Disagreements within the labor and indigenous movements, and Covid, could reduce protest impact
Although large protest marches are scheduled for Wednesday, Ecuador’s labor movement will not present the unified front its organizers had hoped for. Indigenous groups are also grappling with internal conflicts which could blunt the strategy of some leaders to challenge President Guillermo Lasso.
The Popular Labor Front and the Unified Workers Front will draw thousands of marchers in Quito, Guayaquil, Cuenca and other large cities, and protest leaders are discounting the refusal of the Central Unified Workers (CUT) organization to join the protest. “The vast majority of workers are on our side and we will be just fine without a few of the trade groups,” says Juan Cervantes, president of the Guayaquil chapter of the Popular Front. “If the government does not accept our demands, we could see a repeat of October 2019 and I do not think they want that.”
Among the chief demands of the labor movement are the reinstatement of the fuel subsidy and elimination of recent labor legislation that leaders say benefits employers at the expense of workers.
Cervantes’s problem and that of other protest organizers is that CUT represents 500 independent trade groups. CUT President Richard Gómez calls Wednesday’s protest “a political stunt” and says it is too early to attack the Lasso government. “It is foolish to ignore the fact that the Covid pandemic is still ranging and that we are months away from controlling it,” he says. “The current government has been in power for less than three months and correctly recognizes that defeating the virus is its biggest challenge. We must allow the vaccination program to remain on course, protecting Ecuadorian lives and restoring economic activity.”

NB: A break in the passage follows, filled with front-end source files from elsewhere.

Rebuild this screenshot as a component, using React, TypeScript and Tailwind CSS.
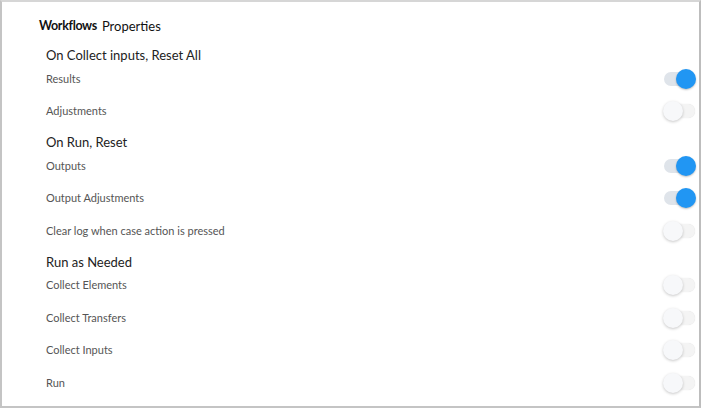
import React from "react";

type Row =
  | { kind: "heading"; label: string }
  | { kind: "item"; label: string; on: boolean };

const rows: Row[] = [
  { kind: "heading", label: "On Collect inputs, Reset All" },
  { kind: "item", label: "Results", on: true },
  { kind: "item", label: "Adjustments", on: false },
  { kind: "heading", label: "On Run, Reset" },
  { kind: "item", label: "Outputs", on: true },
  { kind: "item", label: "Output Adjustments", on: true },
  { kind: "item", label: "Clear log when case action is pressed", on: false },
  { kind: "heading", label: "Run as Needed" },
  { kind: "item", label: "Collect Elements", on: false },
  { kind: "item", label: "Collect Transfers", on: false },
  { kind: "item", label: "Collect Inputs", on: false },
  { kind: "item", label: "Run", on: false },
];

function Toggle({ on }: { on: boolean }) {
  return (
    <div className="relative w-[33px] h-[20px] shrink-0">
      <div
        className={
          on
            ? "absolute left-[1px] top-[3px] w-[31px] h-[14px] rounded-full bg-[#dfe4ea]"
            : "absolute left-[1px] top-[3px] w-[31px] h-[14px] rounded-full bg-[#f4f4f4] shadow-[0_0_1px_rgba(0,0,0,0.15)]"
        }
      />
      <div
        className={
          on
            ? "absolute left-[13px] top-0 w-[20px] h-[20px] rounded-full bg-[#2196f3] shadow-[0_1px_2px_rgba(0,0,0,0.25)]"
            : "absolute left-0 top-0 w-[20px] h-[20px] rounded-full bg-[#f7f8fa] shadow-[0_1px_3px_rgba(0,0,0,0.22)]"
        }
      />
    </div>
  );
}

export default function App() {
  return (
    <div
      className="w-[703px] h-[409px] bg-white"
      style={{ fontFamily: 'Lato, "Open Sans", sans-serif' }}
    >
      <div className="w-[701px] h-[408px] border-l-2 border-r-2 border-b-2 border-t-2 border-l-[#c4c4c4] border-r-[#bdbdbd] border-b-[#c4c4c4] border-t-[#d6d6d6] flex flex-col">
        <div className="pl-[37px] pt-[16px] h-[38px] flex items-start leading-[16px] text-[#111]">
          <span className="font-bold text-[12.5px] tracking-[-0.35px]">Workflows</span>
          <span className="ml-[5px] text-[13px]">Properties</span>
        </div>
        <div className="flex flex-col">
          {rows.map((r, i) =>
            r.kind === "heading" ? (
              <div
                key={i}
                className="h-[22px] pl-[44px] pt-[7px] text-[13px] leading-[16px] text-[#222]"
              >
                {r.label}
              </div>
            ) : (
              <div
                key={i}
                className="h-[32.5px] pl-[44px] pr-[3px] pt-[1px] flex items-center justify-between"
              >
                <span className="text-[11px] text-[#555]">{r.label}</span>
                <Toggle on={r.on} />
              </div>
            )
          )}
        </div>
      </div>
    </div>
  );
}
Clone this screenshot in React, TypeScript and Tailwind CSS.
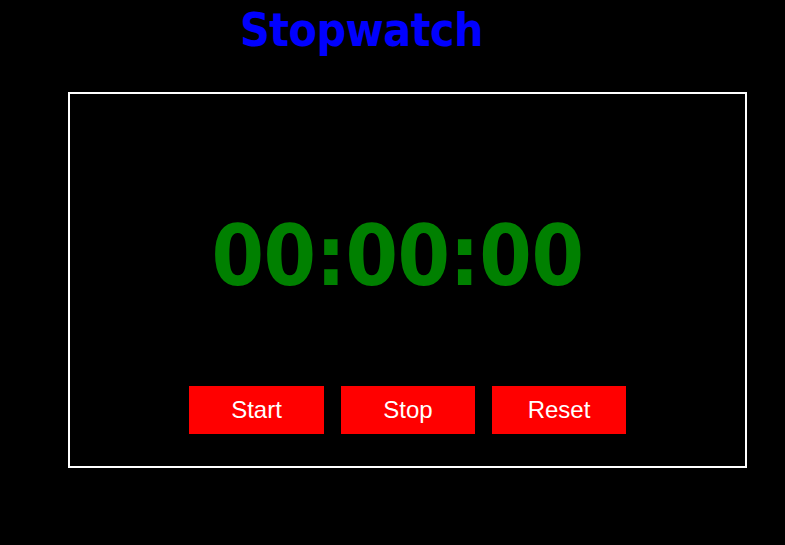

Gómez adds that thousands of people in the streets will lead to a spread of Covid-19. “It’s crazy to forget the dangers of this terrible disease and the people it has killed. Now is not the time for mass gatherings.”
Cervantes responds that the rights of workers cannot be put aside while a conservative government “serves the selfish interests of the neoliberals and international money changers.”
Although recently elected Conaie President Leonidas Iza seems intent on answering the “arrogance and insults” he feels Lasso aimed at Conaie, he too faces discord within the ranks. Iza was a leader of the October 2019 uprising, which some indigenous leaders say hurt the movement, especially small farmers who were unable to get their goods to market due to highway closures.
“We are not united at this point and the strong [presidential] campaign by Yaku Perez proves the point,” says Carlos Subía. “Yaku represented a movement that sought to work within the system, a movement that emphasized negotiation and political action, and Iza has said he wants to tear down the existing system and build a new one. No one disagrees that the current government favors neoliberal positions but we must first work on reconciliation before we take to the streets.”
Like Gómez, Subía says that protests during the pandemic is a bad idea. “Small, focused protests are fine but a massive uprising will endanger public health and damage the indigenous cause.”